The Romans (note the plural) were the clear-cut villains. Pilate himself was a little more sympathetic and complex, but most of the Roman soldiers were clear villains, almost cartoonishly so, right down to the evil slo-mo laughs. The brutalized Jesus and most of them didn’t care… many of them even seemed to enjoy it.

On the other hand, there were Jews who spoke out in support Jesus at his “trial” early on, and more significantly, there was Simon, explicitly stated as a Jew in the film, who helped to carry the cross for Jesus when He couldn’t go any farther himself, and who defended Jesus against the mob at the risk of himself.

I fail to see how anyone could see this film and call it anti-Semitic. An anti-Semitic film would be a blanket criticism of Jews in general, and this movie was clearly not that. It was quite a bit more complex than that.

Of course, but they were brute peons, not the ones driving the action. Torturing Jesus didn’t mean anything to them: they’d do it to anyone just as happily.

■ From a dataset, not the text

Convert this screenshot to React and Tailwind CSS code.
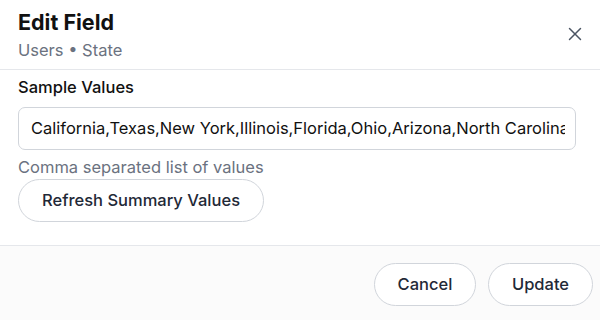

I agree it’s complex, and I don’t think calling “anti-semetism” so loudly is appropriate. But at the same time, those who flatly deny that there is anything troubling here are fooling themselves. Not troubling for society, not dangerous in terms of inciting violence, but intellectually and theologically.

An artful propagandist does NOT make his desire obious enough to achieve a black and white answer.

I stated above that after all the input and output in reference to the Jews and the Romans in this movie, the subliminal message is that the Jewish priests pushed Pontius Pilate over the edge.

Why have so many millions of people from all over the world for 2 thousand years including today still believe that the Jews killed Christ.

Did this movie change in any way their opinions? My take on this is that the Jews said Kill Christ and the Romans just carried out their wishes. And the brutal sadism demonstrated by the Romans did not change this attititude.

Admittedly I am not a gospel historian. But Mel Gibson had the ability to soften this general attitude and he did not.